Task> State how many lines of the entries hold the string "React". Reply with the number alone.

(Web page code records)
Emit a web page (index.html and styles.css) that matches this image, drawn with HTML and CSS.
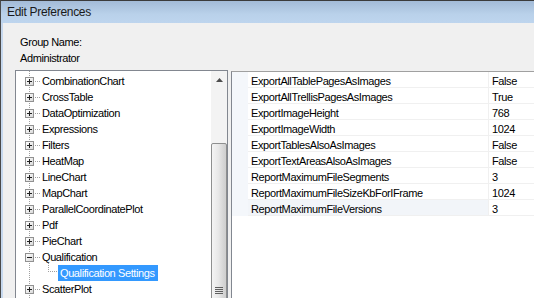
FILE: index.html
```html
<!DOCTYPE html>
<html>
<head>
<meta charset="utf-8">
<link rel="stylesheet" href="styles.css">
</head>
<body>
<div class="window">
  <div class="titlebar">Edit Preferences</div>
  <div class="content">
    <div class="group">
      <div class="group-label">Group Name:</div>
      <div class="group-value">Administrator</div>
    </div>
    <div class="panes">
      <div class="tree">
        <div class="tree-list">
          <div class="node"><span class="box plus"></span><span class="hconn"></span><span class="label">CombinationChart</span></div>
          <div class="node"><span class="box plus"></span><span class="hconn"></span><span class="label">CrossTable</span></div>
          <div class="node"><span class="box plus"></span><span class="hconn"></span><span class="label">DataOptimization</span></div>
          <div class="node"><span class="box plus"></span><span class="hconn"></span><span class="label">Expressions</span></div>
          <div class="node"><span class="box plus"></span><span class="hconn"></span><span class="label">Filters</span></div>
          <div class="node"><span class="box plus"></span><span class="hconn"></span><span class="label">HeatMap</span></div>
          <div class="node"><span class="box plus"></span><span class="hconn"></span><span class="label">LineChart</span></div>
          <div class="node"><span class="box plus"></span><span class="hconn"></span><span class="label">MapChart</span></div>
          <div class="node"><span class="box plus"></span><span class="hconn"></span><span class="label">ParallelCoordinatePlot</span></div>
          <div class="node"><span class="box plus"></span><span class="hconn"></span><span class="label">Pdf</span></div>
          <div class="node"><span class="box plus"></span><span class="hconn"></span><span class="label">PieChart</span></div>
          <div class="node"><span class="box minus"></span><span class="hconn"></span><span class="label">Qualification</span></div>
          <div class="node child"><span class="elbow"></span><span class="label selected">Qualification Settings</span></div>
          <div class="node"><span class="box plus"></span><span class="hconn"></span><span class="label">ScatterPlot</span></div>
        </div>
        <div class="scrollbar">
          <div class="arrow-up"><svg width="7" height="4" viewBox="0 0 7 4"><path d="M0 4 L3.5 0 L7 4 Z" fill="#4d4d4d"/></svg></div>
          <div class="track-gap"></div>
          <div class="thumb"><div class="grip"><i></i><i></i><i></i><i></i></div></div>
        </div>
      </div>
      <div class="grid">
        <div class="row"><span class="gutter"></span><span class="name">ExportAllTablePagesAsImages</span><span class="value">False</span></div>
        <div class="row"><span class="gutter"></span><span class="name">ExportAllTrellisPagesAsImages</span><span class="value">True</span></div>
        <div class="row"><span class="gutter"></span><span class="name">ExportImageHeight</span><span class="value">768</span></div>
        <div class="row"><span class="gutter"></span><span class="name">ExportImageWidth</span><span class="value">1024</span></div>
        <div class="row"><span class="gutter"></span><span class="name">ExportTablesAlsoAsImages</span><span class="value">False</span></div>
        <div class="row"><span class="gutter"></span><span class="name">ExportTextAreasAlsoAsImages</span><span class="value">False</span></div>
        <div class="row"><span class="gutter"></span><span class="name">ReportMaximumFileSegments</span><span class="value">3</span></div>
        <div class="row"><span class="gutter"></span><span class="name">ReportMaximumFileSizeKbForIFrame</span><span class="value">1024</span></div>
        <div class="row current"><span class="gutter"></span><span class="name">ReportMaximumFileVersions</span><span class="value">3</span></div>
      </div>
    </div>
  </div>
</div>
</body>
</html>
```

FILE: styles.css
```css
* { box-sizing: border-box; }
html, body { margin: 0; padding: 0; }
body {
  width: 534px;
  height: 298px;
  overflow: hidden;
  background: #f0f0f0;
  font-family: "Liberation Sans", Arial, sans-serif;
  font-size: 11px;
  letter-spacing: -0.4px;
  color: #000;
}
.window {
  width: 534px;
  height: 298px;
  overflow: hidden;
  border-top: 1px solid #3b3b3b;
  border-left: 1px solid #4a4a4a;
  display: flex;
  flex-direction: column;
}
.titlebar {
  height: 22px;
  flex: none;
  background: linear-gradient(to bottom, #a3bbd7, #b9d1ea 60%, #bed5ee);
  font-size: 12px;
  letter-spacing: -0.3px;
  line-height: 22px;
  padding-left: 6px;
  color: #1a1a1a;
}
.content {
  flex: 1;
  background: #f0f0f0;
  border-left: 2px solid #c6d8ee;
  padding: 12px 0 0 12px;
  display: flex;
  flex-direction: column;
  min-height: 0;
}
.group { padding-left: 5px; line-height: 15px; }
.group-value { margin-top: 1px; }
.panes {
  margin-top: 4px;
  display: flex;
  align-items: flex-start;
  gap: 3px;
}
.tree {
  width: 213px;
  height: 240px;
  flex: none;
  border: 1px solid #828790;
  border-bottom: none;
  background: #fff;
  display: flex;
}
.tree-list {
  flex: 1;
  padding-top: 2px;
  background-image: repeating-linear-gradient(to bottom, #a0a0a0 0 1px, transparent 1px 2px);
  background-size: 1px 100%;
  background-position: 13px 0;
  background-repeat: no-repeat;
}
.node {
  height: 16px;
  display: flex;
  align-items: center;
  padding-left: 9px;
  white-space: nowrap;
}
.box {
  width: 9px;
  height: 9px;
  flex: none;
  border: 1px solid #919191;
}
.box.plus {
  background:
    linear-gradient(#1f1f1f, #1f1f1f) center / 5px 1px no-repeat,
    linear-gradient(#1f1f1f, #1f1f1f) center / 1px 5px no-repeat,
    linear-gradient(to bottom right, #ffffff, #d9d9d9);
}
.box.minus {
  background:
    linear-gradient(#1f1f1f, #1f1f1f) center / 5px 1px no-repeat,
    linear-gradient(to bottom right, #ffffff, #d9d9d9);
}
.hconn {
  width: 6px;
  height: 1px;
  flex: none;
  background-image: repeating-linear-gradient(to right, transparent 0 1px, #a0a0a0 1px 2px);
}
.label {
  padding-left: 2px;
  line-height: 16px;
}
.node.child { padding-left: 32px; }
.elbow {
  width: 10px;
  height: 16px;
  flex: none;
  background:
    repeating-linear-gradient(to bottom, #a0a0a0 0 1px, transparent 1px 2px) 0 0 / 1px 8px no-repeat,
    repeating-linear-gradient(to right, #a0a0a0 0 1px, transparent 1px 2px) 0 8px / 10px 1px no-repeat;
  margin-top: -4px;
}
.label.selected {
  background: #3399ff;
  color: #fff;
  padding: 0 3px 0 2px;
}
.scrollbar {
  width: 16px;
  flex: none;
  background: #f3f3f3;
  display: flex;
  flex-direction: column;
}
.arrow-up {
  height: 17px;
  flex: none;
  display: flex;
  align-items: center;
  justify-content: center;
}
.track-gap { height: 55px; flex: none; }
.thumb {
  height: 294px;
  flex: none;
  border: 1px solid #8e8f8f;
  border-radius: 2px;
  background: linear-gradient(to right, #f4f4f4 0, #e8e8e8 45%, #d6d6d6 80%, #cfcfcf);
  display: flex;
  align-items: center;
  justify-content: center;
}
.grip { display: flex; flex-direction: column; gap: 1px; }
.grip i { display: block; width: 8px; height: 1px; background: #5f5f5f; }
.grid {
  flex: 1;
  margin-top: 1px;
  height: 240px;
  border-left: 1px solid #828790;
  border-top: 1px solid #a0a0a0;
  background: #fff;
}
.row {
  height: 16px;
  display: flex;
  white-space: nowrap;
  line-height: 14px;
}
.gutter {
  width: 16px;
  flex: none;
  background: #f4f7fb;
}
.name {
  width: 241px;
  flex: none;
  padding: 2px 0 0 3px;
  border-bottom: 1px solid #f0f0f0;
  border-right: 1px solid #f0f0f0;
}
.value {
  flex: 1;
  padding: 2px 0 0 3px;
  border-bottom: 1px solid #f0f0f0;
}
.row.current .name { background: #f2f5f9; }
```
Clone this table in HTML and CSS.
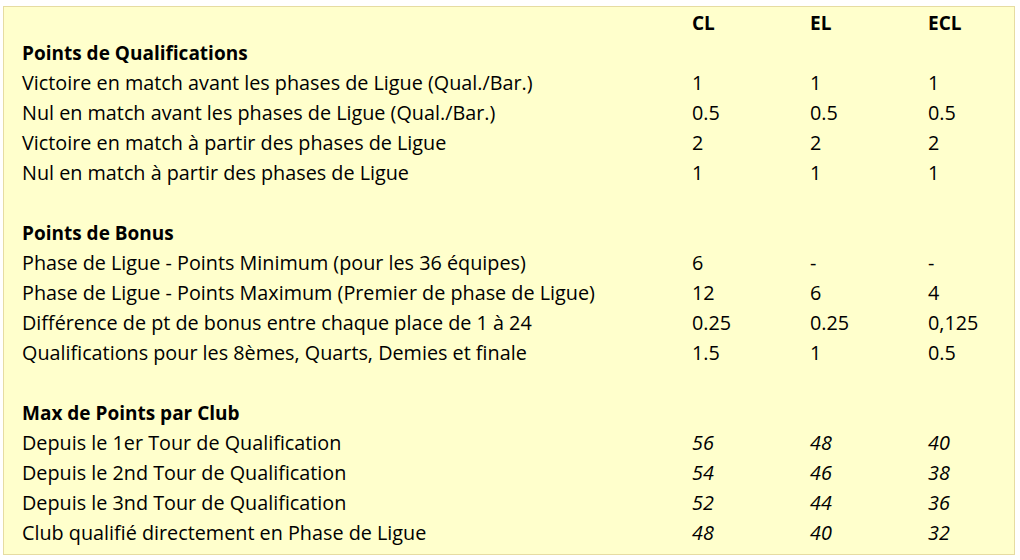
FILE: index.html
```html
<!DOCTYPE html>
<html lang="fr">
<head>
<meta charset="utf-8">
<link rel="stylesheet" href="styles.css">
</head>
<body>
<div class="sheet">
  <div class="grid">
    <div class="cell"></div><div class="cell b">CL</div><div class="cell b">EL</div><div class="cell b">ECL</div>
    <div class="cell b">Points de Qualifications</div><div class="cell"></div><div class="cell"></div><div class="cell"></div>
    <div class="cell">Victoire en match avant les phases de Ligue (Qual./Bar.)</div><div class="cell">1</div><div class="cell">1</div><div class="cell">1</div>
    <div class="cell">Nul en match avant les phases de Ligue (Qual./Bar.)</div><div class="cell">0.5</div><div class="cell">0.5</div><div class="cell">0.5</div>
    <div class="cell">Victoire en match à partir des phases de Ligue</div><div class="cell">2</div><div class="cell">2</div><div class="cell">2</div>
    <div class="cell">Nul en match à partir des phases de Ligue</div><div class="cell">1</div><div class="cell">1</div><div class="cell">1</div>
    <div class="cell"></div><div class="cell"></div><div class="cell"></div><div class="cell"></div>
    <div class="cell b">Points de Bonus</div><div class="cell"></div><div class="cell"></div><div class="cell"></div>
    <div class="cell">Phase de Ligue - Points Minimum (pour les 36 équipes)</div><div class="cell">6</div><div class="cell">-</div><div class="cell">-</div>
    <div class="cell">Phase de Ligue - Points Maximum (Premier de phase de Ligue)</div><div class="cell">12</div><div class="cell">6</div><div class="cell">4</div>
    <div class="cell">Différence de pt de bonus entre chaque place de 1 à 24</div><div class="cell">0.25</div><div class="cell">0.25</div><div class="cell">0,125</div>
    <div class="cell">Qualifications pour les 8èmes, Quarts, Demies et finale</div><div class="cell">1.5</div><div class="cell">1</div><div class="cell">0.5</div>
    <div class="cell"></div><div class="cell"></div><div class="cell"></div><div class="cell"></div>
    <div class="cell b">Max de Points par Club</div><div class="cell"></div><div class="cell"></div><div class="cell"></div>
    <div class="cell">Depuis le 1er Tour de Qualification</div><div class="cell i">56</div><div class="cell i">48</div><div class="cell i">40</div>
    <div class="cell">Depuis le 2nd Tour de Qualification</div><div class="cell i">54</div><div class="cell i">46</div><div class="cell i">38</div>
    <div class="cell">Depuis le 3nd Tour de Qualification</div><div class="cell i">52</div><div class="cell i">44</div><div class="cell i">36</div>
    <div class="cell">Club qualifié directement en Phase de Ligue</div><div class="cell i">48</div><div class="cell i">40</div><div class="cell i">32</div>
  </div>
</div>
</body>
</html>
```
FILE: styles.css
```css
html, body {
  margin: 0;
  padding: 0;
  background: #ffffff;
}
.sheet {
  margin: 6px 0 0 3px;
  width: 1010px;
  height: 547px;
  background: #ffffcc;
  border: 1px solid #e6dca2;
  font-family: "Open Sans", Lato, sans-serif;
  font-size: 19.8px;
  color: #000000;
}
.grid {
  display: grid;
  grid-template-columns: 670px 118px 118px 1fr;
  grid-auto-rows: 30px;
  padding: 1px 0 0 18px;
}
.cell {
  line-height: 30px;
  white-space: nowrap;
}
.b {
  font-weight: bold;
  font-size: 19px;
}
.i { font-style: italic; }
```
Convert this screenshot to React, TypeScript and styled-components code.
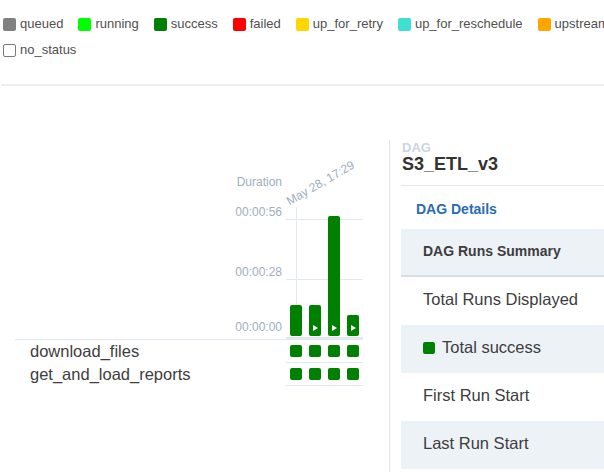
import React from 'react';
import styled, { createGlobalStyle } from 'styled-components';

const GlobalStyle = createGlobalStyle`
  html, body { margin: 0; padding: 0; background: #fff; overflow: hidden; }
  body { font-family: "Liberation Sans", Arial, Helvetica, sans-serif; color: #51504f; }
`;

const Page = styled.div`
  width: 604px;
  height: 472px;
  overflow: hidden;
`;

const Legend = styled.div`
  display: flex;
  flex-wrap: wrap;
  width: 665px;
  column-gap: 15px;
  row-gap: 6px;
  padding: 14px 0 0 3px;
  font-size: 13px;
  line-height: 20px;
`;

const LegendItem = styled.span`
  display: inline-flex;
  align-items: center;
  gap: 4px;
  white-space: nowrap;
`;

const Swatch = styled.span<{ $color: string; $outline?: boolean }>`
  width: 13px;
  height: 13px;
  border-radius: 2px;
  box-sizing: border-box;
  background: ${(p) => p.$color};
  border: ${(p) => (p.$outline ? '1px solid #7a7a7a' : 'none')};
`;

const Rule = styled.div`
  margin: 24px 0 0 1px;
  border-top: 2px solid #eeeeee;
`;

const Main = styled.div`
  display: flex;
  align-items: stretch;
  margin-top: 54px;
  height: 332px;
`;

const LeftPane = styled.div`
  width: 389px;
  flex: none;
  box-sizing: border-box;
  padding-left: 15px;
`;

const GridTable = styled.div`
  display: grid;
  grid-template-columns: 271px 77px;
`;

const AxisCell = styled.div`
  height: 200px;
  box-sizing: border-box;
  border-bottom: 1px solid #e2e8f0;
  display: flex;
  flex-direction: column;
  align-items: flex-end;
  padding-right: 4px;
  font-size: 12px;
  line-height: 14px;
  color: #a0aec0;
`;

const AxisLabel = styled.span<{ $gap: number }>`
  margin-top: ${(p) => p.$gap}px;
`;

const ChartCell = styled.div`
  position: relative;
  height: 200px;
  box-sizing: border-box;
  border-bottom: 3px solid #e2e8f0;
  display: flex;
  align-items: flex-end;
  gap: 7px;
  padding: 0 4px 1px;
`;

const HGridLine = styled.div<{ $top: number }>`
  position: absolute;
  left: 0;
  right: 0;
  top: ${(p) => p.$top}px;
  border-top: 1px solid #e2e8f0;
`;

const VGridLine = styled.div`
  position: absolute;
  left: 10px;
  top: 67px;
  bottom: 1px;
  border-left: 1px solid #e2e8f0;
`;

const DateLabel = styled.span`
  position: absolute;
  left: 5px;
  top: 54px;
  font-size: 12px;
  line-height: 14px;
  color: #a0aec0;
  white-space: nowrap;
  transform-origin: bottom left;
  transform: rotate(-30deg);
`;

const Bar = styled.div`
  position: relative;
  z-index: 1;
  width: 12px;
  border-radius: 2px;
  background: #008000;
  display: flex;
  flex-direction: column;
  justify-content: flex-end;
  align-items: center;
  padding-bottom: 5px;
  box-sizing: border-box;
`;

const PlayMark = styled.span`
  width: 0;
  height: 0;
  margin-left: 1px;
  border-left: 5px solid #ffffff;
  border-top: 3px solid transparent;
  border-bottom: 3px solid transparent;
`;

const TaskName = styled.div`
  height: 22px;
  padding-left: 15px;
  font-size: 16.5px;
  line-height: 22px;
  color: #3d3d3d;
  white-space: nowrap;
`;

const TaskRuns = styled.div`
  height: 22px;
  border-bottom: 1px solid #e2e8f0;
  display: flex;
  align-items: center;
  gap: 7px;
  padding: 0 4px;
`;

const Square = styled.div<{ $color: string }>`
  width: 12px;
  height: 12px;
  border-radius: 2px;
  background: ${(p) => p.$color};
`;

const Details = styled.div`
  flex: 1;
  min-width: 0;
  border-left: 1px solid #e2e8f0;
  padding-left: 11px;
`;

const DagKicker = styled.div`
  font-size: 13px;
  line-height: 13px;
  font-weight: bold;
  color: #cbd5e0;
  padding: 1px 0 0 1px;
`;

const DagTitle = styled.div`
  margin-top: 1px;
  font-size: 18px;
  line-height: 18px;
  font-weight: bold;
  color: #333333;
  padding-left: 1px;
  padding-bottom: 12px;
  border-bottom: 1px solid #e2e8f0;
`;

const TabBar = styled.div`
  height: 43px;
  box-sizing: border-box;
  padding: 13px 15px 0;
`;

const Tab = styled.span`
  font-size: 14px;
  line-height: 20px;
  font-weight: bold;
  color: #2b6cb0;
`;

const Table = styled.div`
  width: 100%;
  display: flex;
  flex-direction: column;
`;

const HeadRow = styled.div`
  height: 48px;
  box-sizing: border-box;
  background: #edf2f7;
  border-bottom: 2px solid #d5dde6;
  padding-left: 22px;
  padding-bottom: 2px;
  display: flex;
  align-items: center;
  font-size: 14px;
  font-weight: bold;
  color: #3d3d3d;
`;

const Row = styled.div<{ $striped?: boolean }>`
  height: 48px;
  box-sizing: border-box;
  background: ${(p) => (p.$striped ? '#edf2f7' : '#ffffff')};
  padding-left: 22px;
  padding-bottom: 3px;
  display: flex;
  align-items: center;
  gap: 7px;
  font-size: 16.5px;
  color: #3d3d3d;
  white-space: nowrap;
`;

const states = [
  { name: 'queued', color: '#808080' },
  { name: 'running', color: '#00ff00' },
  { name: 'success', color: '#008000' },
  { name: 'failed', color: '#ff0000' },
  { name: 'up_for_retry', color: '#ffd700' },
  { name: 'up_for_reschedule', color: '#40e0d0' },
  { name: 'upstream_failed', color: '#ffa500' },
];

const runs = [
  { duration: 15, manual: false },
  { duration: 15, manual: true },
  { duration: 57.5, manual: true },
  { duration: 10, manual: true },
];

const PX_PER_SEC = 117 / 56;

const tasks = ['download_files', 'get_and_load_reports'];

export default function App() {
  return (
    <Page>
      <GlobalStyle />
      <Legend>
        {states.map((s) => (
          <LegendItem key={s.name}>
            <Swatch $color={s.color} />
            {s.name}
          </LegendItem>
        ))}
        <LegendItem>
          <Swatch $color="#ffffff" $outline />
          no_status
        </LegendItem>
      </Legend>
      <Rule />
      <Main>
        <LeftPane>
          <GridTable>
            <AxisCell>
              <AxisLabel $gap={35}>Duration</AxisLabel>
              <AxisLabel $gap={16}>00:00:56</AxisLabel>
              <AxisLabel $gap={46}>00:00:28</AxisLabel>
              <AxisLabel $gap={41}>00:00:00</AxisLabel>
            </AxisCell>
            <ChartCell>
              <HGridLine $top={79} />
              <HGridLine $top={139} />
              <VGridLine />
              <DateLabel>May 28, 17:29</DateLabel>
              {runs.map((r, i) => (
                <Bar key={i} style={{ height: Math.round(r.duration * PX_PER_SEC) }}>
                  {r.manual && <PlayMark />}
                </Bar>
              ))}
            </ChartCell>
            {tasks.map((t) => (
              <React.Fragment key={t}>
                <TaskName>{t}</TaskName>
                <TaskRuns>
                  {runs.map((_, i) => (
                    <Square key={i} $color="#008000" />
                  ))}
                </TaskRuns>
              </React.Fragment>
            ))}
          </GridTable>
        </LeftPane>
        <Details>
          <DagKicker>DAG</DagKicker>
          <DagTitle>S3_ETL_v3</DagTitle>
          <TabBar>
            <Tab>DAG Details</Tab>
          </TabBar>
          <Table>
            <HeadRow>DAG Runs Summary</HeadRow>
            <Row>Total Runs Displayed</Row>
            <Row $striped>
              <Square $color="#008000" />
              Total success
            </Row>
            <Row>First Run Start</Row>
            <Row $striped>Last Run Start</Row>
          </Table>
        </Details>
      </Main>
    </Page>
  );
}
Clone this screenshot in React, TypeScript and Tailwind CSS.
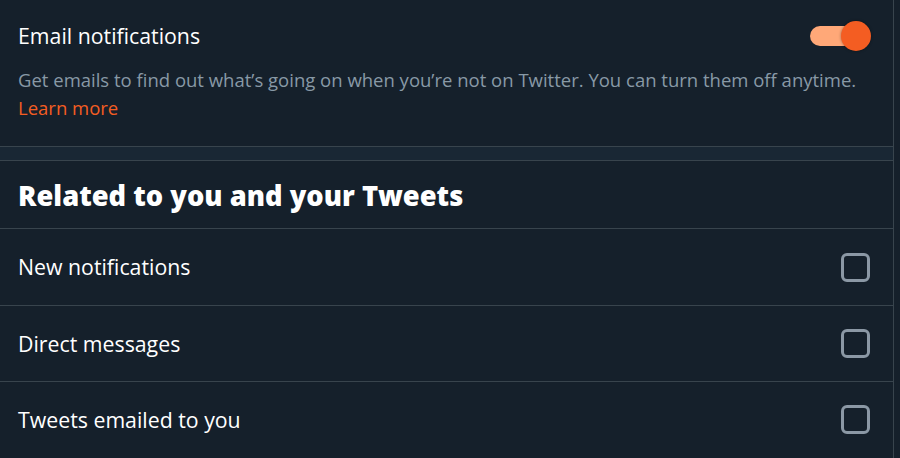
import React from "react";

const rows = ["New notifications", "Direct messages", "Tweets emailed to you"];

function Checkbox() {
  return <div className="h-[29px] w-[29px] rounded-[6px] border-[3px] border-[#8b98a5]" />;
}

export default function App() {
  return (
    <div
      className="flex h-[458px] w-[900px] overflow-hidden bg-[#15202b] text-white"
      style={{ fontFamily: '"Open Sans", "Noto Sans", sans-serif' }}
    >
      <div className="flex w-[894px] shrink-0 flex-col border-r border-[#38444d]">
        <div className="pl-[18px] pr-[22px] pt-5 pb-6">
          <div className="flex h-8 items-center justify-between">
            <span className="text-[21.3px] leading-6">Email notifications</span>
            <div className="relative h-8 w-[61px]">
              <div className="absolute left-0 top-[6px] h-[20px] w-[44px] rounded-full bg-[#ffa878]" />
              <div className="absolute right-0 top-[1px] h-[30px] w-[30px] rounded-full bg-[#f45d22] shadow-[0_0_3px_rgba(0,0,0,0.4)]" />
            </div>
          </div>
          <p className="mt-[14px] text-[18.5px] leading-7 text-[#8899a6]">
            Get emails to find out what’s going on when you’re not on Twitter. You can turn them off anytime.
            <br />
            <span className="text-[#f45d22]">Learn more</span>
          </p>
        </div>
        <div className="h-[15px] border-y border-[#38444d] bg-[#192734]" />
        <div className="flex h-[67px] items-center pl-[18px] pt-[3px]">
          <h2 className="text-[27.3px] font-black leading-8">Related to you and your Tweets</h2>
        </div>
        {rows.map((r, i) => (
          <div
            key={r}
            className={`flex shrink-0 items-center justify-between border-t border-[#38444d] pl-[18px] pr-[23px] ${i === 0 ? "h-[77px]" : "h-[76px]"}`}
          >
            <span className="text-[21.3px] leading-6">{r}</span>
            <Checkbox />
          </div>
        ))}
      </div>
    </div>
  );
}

Result of this exercise> 6